Influências? Fátima cita Dolores Duran, Lupiscínio Rodrigues, Dalva de Oliveira; nomes que conheceu a partir da discoteca da mãe. Dos artistas atuais, lembra Chico Buarque, Gonzaguinha, Milton Nascimento e o grande amigo Aldir Blanc.
— Procuro fazer um trabalho bem pessoal. Uma espécie de mistura dessas duas gerações: a linguagem rasgada, dolorida, ousada dos compositores mais antigos, como Dolores e Lupe, com a música atual. Claro que enfoco também o lado social. Sem falar das influências literárias mesmo, como Machado de Assis, por exemplo.
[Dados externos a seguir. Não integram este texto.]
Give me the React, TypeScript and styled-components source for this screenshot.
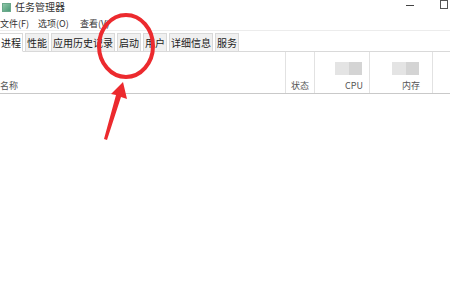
import styled, { createGlobalStyle } from "styled-components";

const GlobalStyle = createGlobalStyle`
  html, body {
    margin: 0;
    padding: 0;
    background: #ffffff;
  }
  body {
    font-family: "Noto Sans CJK SC", "Noto Sans", "Liberation Sans", sans-serif;
    color: #222;
  }
`;

const menus = [
  { label: "文件(F)", width: 38 },
  { label: "选项(O)", width: 42 },
  { label: "查看(V)", width: 40 },
];

const tabs = ["进程", "性能", "应用历史记录", "启动", "用户", "详细信息", "服务"];

const columns = [
  { label: "状态", width: 29, align: "flex-start", pr: 5, meter: false },
  { label: "CPU", width: 55, align: "flex-end", pr: 6, meter: true },
  { label: "内存", width: 63, align: "flex-end", pr: 12, meter: true },
];

const App = () => {
  return (
    <>
      <GlobalStyle />
      <Window>
        <TitleBar>
          <AppIcon />
          <Title>任务管理器</Title>
          <Controls>
            <MinButton />
            <MaxButton />
          </Controls>
        </TitleBar>
        <MenuBar>
          {menus.map((m) => (
            <MenuItem key={m.label} w={m.width}>
              {m.label}
            </MenuItem>
          ))}
        </MenuBar>
        <TabStrip>
          {tabs.map((t, i) => (
            <Tab key={t} active={i === 0}>
              {t}
            </Tab>
          ))}
        </TabStrip>
        <HeaderRow>
          <NameCol>名称</NameCol>
          {columns.map((c) => (
            <HeadCol key={c.label} w={c.width} align={c.align} pr={c.pr}>
              {c.meter && (
                <Meter>
                  <MeterPart tone="#e4e4e4" />
                  <MeterPart tone="#d4d4d4" />
                </Meter>
              )}
              <HeadLabel>{c.label}</HeadLabel>
            </HeadCol>
          ))}
          <RestCol />
        </HeaderRow>
        <Body />
        <Annotation width="450" height="281" viewBox="0 0 450 281">
          <ellipse
            cx="126"
            cy="46"
            rx="27"
            ry="31"
            fill="none"
            stroke="#ec2a2e"
            strokeWidth="4"
          />
          <polygon
            points="123,82 127,99 121,97 107,140 104,139 116,95 111,94"
            fill="#ec2a2e"
          />
        </Annotation>
      </Window>
    </>
  );
};

export default App;

const Window = styled.div`
  position: relative;
  width: 450px;
  height: 281px;
  overflow: hidden;
  display: flex;
  flex-direction: column;
`;

const TitleBar = styled.div`
  height: 14px;
  display: flex;
  align-items: center;
`;

const AppIcon = styled.div`
  width: 7px;
  height: 7px;
  margin-left: 2px;
  margin-right: 4px;
  background: linear-gradient(135deg, #8fc7a8, #4c9a78);
  border: 1px solid #6aa88a;
`;

const Title = styled.div`
  font-size: 10px;
  line-height: 12px;
  color: #333;
`;

const Controls = styled.div`
  margin-left: auto;
  display: flex;
  align-items: center;
  gap: 26px;
  padding-right: 2px;
  height: 14px;
`;

const MinButton = styled.div`
  width: 8px;
  height: 1px;
  background: #444;
  margin-top: -3px;
`;

const MaxButton = styled.div`
  width: 6px;
  height: 7px;
  border: 1px solid #555;
  margin-top: -5px;
`;

const MenuBar = styled.div`
  height: 13px;
  display: flex;
  align-items: center;
  padding-top: 3px;
  border-bottom: 1px solid #ececec;
`;

const MenuItem = styled.div<{ w: number }>`
  width: ${({ w }) => w}px;
  font-size: 9px;
  line-height: 12px;
  color: #333;
  white-space: nowrap;
`;

const TabStrip = styled.div`
  height: 20px;
  display: flex;
  align-items: flex-end;
  gap: 2px;
  border-bottom: 1px solid #d9d9d9;
`;

const Tab = styled.div<{ active: boolean }>`
  height: 17px;
  padding: 0 1px;
  display: flex;
  align-items: center;
  font-size: 10px;
  color: #222;
  background: ${({ active }) => (active ? "#ffffff" : "#f0f0f0")};
  border: 1px solid #d9d9d9;
  border-bottom: ${({ active }) => (active ? "1px solid #ffffff" : "none")};
  margin-bottom: ${({ active }) => (active ? "-1px" : "0")};
  white-space: nowrap;
  &:first-child {
    border-left: none;
    padding-left: 1px;
  }
`;

const HeaderRow = styled.div`
  height: 41px;
  display: flex;
  border-bottom: 1px solid #c9c9c9;
`;

const NameCol = styled.div`
  flex: 1;
  display: flex;
  align-items: flex-end;
  padding-bottom: 1px;
  font-size: 9px;
  line-height: 12px;
  color: #555;
  border-right: 1px solid #e2e2e2;
`;

const HeadCol = styled.div<{ w: number; align: string; pr: number }>`
  width: ${({ w }) => w}px;
  display: flex;
  flex-direction: column;
  align-items: ${({ align }) => align};
  justify-content: flex-end;
  padding: 0 ${({ pr }) => pr}px 1px 5px;
  box-sizing: border-box;
  border-right: 1px solid #e2e2e2;
`;

const Meter = styled.div`
  display: flex;
  width: 27px;
  height: 13px;
  margin-bottom: 5px;
  margin-right: 1px;
`;

const MeterPart = styled.div<{ tone: string }>`
  flex: 1;
  background: ${({ tone }) => tone};
`;

const HeadLabel = styled.div`
  font-size: 9px;
  color: #555;
  line-height: 12px;
`;

const RestCol = styled.div`
  width: 17px;
`;

const Body = styled.div`
  flex: 1;
`;

const Annotation = styled.svg`
  position: absolute;
  left: 0;
  top: 0;
  pointer-events: none;
`;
Ela lamenta que, por não ter idade suficiente, não pode viver de perto o fenômeno Beatles e o Tropicalismo (“é a grande lacuna da minha formação”). Diz que, aos 15 anos, sentiu que não daria para outra coisa na vida “senão compor e cantar”. Na Odeon, encontrou um clima de respeito e liberdade parta trabalhar. E que agora só falta mesmo o show individual que deve acontecer até o fim deste ano.
Além, é óbvio, de enfrentar as feras amanhã.
— Vou encarar o Maracanãzinho que é para tirar o medo. Depois é a vez do show. No ano passado, tinha qualquer coisa programada, mas achei um tanto prematuro. Estava me faltando mesmo uma melhor organização para que eu me apresentasse bem, com produção eficiente, bons músicos e tal. Não é só chegar lá e cantar. Não dá para fazer um show por fazer. Preferi esperar. Mas, agora, já estou sentido necessidade disso porque, a bem da verdade, nem eu mesma sei como me comporto em um palco.